Abdullah, Mufti, Thousands Detained in J&K – But Under Which Law?
J&K’s Public Safety Act 1978 allows for preventive detention. Read on for all the details.
Cameraperson: Sumit Baudh
In addition to the news that Congress MP Ghulam Nabi Azad was sent back from Srinagar Airport to Delhi, it has also been learnt now that at least 500 people have been detained by the authorities in Jammu and Kashmir over the last few days. According to the Greater Kashmir newspaper, the figure is closer to 550.
These include not just political figures like former chief ministers Omar Abdullah and Mehbooba Mufti, but also business leaders like Mubeen Shah and even the President of the Kashmir Bar Association, Mian Qayoom.
However, these people have not been arrested after committing any offence, like instigating riots or protests against the government’s moves to end J&K’s special status and reorganise the erstwhile state. Mufti and Abdullah, for instance, were detained on 4 August, a day before the government announced these moves. What’s happening, therefore, is preventive detention.
So on what basis are all these people being detained? Have they been informed of the grounds for their detention? Can they challenge this? And how long exactly can they be kept interned like this?
Preventive Detention Under the Jammu & Kashmir Public Safety Act, 1978
The government has not announced the basis for the detentions, and the communications blackout from the erstwhile state has prevented their families or supporters from giving out the reasons either. Even reports by national and international news agencies have not specified the grounds for their detention.
The Quint has learnt that the detentions have been made under the Jammu & Kashmir Public Safety Act, 1978, one of the state laws that was not repealed by the government when reorganising the region.
When can preventive detention take place under this Act?
Under Section 8 of this Act, the government of J&K (currently under the Centre as President’s Rule is still in force) can detain any person if they think that it is necessary to prevent them from “acting in any manner prejudicial to... the security of the state or the maintenance of the public order.”
Do people detained under this Act have to be informed of the grounds for their detention?
According to Section 13 of the Act, the persons detained under the Act have to be informed of the reasons for this (which have to be recorded in writing) within five days from the date of detention. In exceptional circumstances, the grounds can be communicated to them within ten days.
This means that the government can refuse to provide Abdullah and Mufti, for instance, the reasons for locking them up, till 14 August. It should be noted that the government can deny providing any facts to the detainees which it considers to be against the public interest.
Can the detainees challenge the government’s detention orders?
Section 13 of the Act says that anyone detained under the Act has to be afforded “the earliest opportunity of making a representation against the order to the Government.”
Practically, such representations will only be heard when the matter is considered by the Advisory Board under the Act. Within four weeks from the date of the detention, the government is supposed to place every detention order before an Advisory Board for review. The Advisory Board is supposed to confirm whether a person should be detained or not within eight weeks from the date of the detention.
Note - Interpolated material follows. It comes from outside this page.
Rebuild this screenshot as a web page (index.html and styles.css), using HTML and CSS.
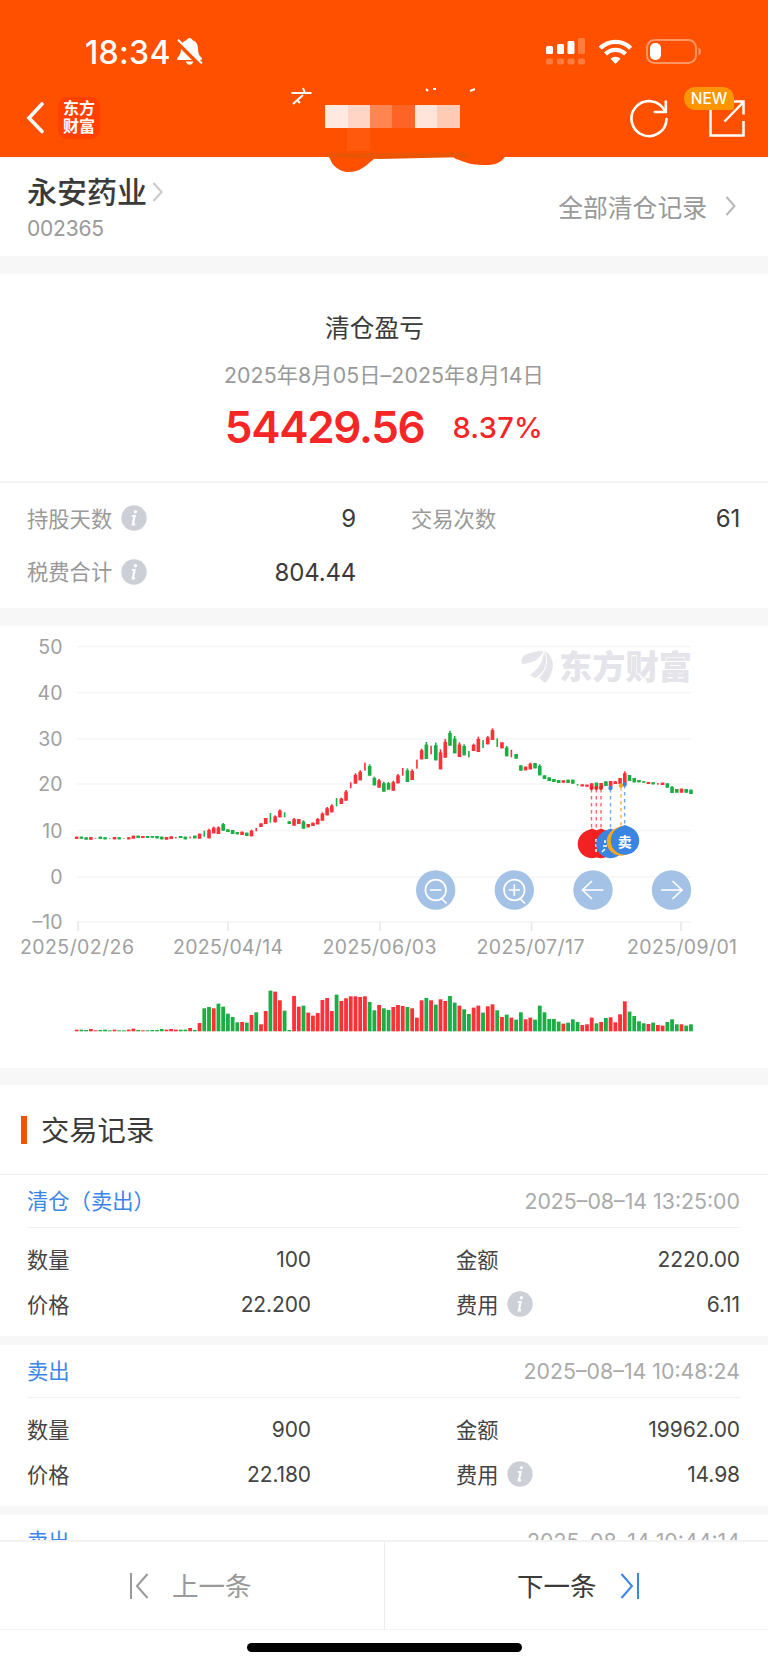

Even when the detainees get a chance to make their case before the Advisory Board, they are not entitled to the help of a lawyer.
How long can people be detained under the Act?
Section 18 of the Act specifies the maximum period of detention, provided the Advisory Board decides to confirm their detention.
If their detention is confirmed to prevent them from committing any acts prejudicial to public order, they are to be detained for three months (from the date of detention), extendable up to one year.
If their detention is on the basis of a risk to security of the state, they are to be detained for six months, though this can be extended up to two years.
The government can revoke these orders at any point of time at their own discretion, otherwise a detainee is looking at at least three months behind bars.
Can this be challenged in any other way?
Friends and family of the detainees could file habeas corpus petitions in the Jammu & Kashmir High Court (which remains operational) or the Supreme Court to try and obtain their release, but unless the courts are convinced that the detention was perverse or unfair, they are likely to be told to follow the process under the J&K Public Safety Act to obtain their release.
This may prove to be easier for non-political figures as there appears to be little reason for them to be detained, especially since the government claims the situation is calm and it would be difficult to argue such persons will be a threat to public order in such circumstances. Of course, logistical obstacles exist for all of them given the restrictions on movement and communications in J&K.
Is this also the reason for Ghulam Nabi Azad being denied entry to the state?
The J&K Public Safety Act includes provisions allowing the government to designate areas as ‘protected’ or ‘prohibited’. Once this is done, they can regulate entry into these areas by all or any specific people.
However, it is unclear how they have designated the entire erstwhile state as protected or prohibited and thereby prevented Azad, who is Kashmiri, to get through the airport. This is something he should be able to challenge successfully in the Supreme Court as an unreasonable restriction on his freedom of movement.